#### [Your instructions]
Determine the number of lines that contain the word "size", then state that number and nothing more.

#### [Source excerpt]
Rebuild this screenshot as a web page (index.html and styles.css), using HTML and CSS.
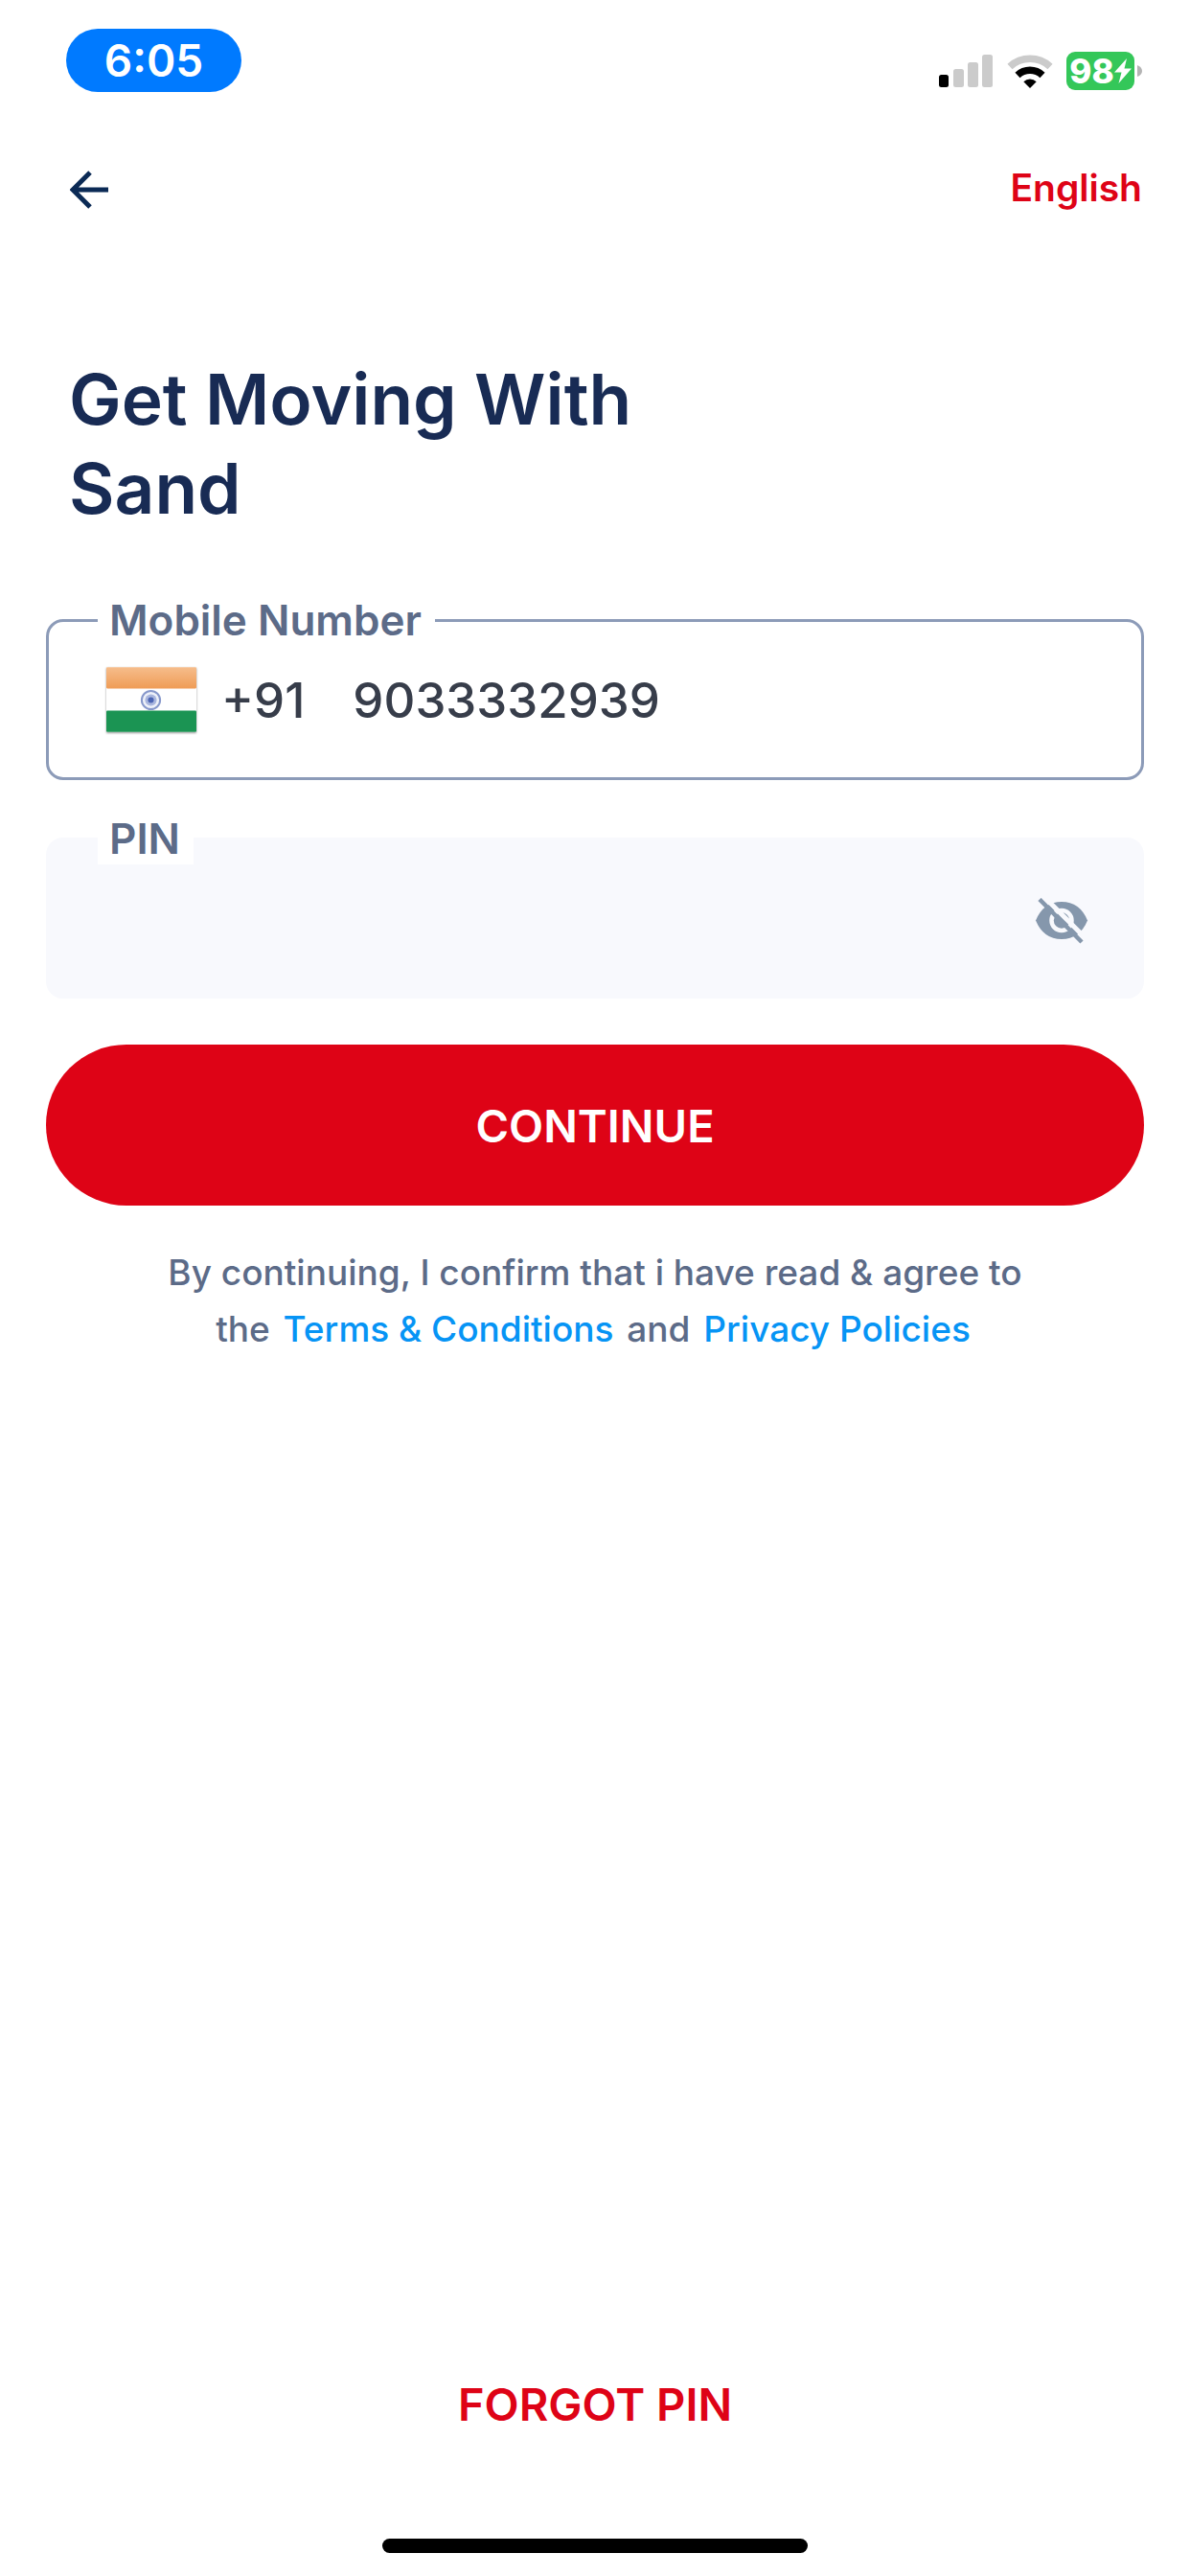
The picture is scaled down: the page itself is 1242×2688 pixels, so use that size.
FILE: index.html
```html
<!DOCTYPE html>
<html lang="en">
<head>
<meta charset="utf-8">
<meta name="viewport" content="width=device-width, initial-scale=1">
<title>Sign in</title>
<link rel="stylesheet" href="styles.css">
</head>
<body>
<div class="screen">
  <div class="status-bar">
    <span class="clock">6:05</span>
    <div class="status-icons">
      <svg class="signal" viewBox="0 0 56 36" aria-hidden="true">
        <rect x="0" y="22" width="10" height="13" rx="2.5" fill="#000"/>
        <rect x="15" y="16" width="11" height="19" rx="2.5" fill="#cbcbcb"/>
        <rect x="30" y="9" width="11" height="26" rx="2.5" fill="#cbcbcb"/>
        <rect x="45" y="1" width="11" height="34" rx="2.5" fill="#cbcbcb"/>
      </svg>
      <svg class="wifi" viewBox="0 0 48 36" aria-hidden="true">
        <path d="M3 13.500A31 31 0 0 1 45 13.500" fill="none" stroke="#cbcbcb" stroke-width="7.500"/>
        <path d="M11 22.500A19 19 0 0 1 37 22.500" fill="none" stroke="#000" stroke-width="7.500"/>
        <path d="M24 36L17.300 29.200A9.800 9.800 0 0 1 30.700 29.200Z" fill="#000"/>
      </svg>
      <div class="battery">
        <span class="battery-level">98</span>
        <svg class="bolt" viewBox="0 0 18 28" aria-hidden="true"><path d="M13 1L0 15.500H7.500L4.500 27L18 11.500H10.500Z" fill="#fff"/></svg>
      </div>
      <svg class="battery-cap" viewBox="0 0 5 14" aria-hidden="true"><path d="M0 1Q5 3 5 7Q5 11 0 13Z" fill="#b4b4b4"/></svg>
    </div>
  </div>

  <header class="top-bar">
    <button class="icon-button" type="button" aria-label="Back">
      <svg class="back-icon" viewBox="0 0 40 40" aria-hidden="true"><path d="M40 20H4M21 2L3 20L21 38" fill="none" stroke="#0b2a55" stroke-width="5"/></svg>
    </button>
    <button class="language" type="button">English</button>
  </header>

  <main class="content">
    <h1 class="title">Get Moving With<br>Sand</h1>
    <form class="form">
      <div class="field field-outlined">
        <label class="field-label" for="mobile">Mobile Number</label>
        <svg class="flag" viewBox="0 0 93 67" role="img" aria-label="India">
          <defs>
            <linearGradient id="saffron" x1="0" y1="0" x2="0" y2="1"><stop offset="0" stop-color="#f6bd8c"/><stop offset="1" stop-color="#ef9c56"/></linearGradient>
          </defs>
          <rect width="93" height="67" rx="1" fill="#fff"/>
          <rect width="93" height="22" rx="1" fill="url(#saffron)"/>
          <rect y="45" width="93" height="22" rx="1" fill="#1b9453"/>
          <circle cx="46" cy="34" r="9.500" fill="#eef1f9" stroke="#8798cb" stroke-width="2"/>
          <circle cx="46" cy="34" r="6" fill="#a9b6de"/>
          <circle cx="46" cy="34" r="3" fill="#4c65b4"/>
        </svg>
        <span class="dial-code">+91</span>
        <input class="input" id="mobile" type="tel" value="9033332939">
      </div>
      <div class="field field-filled">
        <label class="field-label" for="pin">PIN</label>
        <input class="input" id="pin" type="password" autocomplete="off">
        <button class="icon-button" type="button" aria-label="Show PIN">
          <svg class="eye-icon" viewBox="0 0 56 48" aria-hidden="true">
            <path d="M1 23.500Q9 4 28 4Q47 4 55 23.500Q47 43 28 43Q9 43 1 23.500Z" fill="#8597ac"/>
            <circle cx="28" cy="23.500" r="10.500" fill="#8597ac" stroke="#f8f9fd" stroke-width="4.500"/>
            <path d="M8 -3L56 45" stroke="#f8f9fd" stroke-width="5"/>
            <path d="M5 1.500L49 46" stroke="#8597ac" stroke-width="4.500"/>
          </svg>
        </button>
      </div>
      <button class="submit" type="submit">CONTINUE</button>
    </form>
    <p class="terms">By continuing, I confirm that i have read &amp; agree to<br>the <a href="#terms">Terms &amp; Conditions</a> and <a href="#privacy">Privacy Policies</a></p>
  </main>

  <footer class="footer">
    <button class="forgot" type="button">FORGOT PIN</button>
    <div class="home-indicator"></div>
  </footer>
</div>
</body>
</html>
```
FILE: styles.css
```css
* {
  box-sizing: border-box;
}

body {
  margin: 0;
  background: #fff;
  color: #5c6b88;
  font-family: Inter, "Liberation Sans", sans-serif;
  font-weight: 600;
}

button {
  padding: 0;
  border: 0;
  background: none;
  color: inherit;
  font: inherit;
  cursor: pointer;
}

svg {
  display: block;
  flex: none;
}

.screen {
  display: flex;
  flex-direction: column;
  min-height: 100vh;
}

.status-bar {
  display: flex;
  justify-content: space-between;
  align-items: flex-start;
  padding: 30px 50px 0 69px;
}

.clock {
  width: 183px;
  border-radius: 33px;
  background: #007aff;
  color: #fff;
  font-size: 46px;
  line-height: 66px;
  text-align: center;
}

.status-icons {
  display: flex;
  align-items: center;
  padding-top: 24px;
}

.signal {
  width: 56px;
  height: 36px;
  margin-right: 15px;
}

.wifi {
  width: 48px;
  height: 36px;
  margin-right: 14px;
}

.battery {
  display: flex;
  align-items: center;
  justify-content: center;
  width: 71px;
  height: 40px;
  margin-right: 3px;
  border-radius: 9px;
  background: #34c759;
  color: #fff;
}

.battery-level {
  font-size: 35px;
  font-weight: 800;
  line-height: 40px;
}

.bolt {
  width: 18px;
  height: 28px;
}

.battery-cap {
  width: 5px;
  height: 14px;
}

.top-bar {
  display: flex;
  justify-content: space-between;
  align-items: flex-start;
  padding: 70px 50px 0 73px;
}

.back-icon {
  width: 40px;
  height: 40px;
  margin-top: 12px;
}

.language {
  color: #de0316;
  font-size: 39px;
  line-height: 60px;
}

.content {
  padding: 144px 48px 0;
}

.title {
  margin: 0 0 90px;
  padding: 0 24px;
  color: #182b54;
  font-size: 73px;
  font-weight: 600;
  line-height: 93px;
}

.form {
  display: flex;
  flex-direction: column;
}

.field {
  position: relative;
  display: flex;
  align-items: center;
  height: 168px;
  border-radius: 18px;
}

.field-outlined {
  margin-bottom: 60px;
  padding: 0 60px;
  border: 3px solid #8c9bb8;
}

.field-filled {
  margin-bottom: 48px;
  padding: 6px 58px 0;
  background: #f8f9fd;
}

.field-label {
  position: absolute;
  top: -26px;
  left: 54px;
  padding: 0 14px 0 12px;
  background: #fff;
  font-size: 44px;
  line-height: 54px;
}

.field-outlined .field-label {
  top: -29px;
  left: 51px;
}

.flag {
  width: 94px;
  height: 68px;
  margin-right: 26px;
  filter: drop-shadow(0 1px 1px rgba(0, 0, 0, 0.4));
}

.dial-code {
  margin-right: 50px;
  color: #373d4a;
  font-size: 51px;
  font-weight: 500;
}

.input {
  flex: 1;
  min-width: 0;
  height: 100px;
  padding: 0;
  border: 0;
  outline: 0;
  background: none;
  color: #373d4a;
  font: inherit;
  font-size: 51px;
  font-weight: 500;
}

.eye-icon {
  width: 56px;
  height: 48px;
}

.submit {
  height: 168px;
  border-radius: 84px;
  background: #de0316;
  color: #fff;
  font-size: 47px;
}

.terms {
  margin: 40px 0 0;
  font-size: 37px;
  font-weight: 500;
  line-height: 59px;
  text-align: center;
}

.terms a {
  margin: 0 4px;
  color: #0694f5;
  text-decoration: none;
}

.footer {
  display: flex;
  flex-direction: column;
  align-items: center;
  margin-top: auto;
  padding-bottom: 24px;
}

.forgot {
  margin-bottom: 110px;
  color: #de0316;
  font-size: 47px;
  line-height: 60px;
}

.home-indicator {
  width: 444px;
  height: 15px;
  border-radius: 8px;
  background: #000;
}
```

#### [Written solution]
11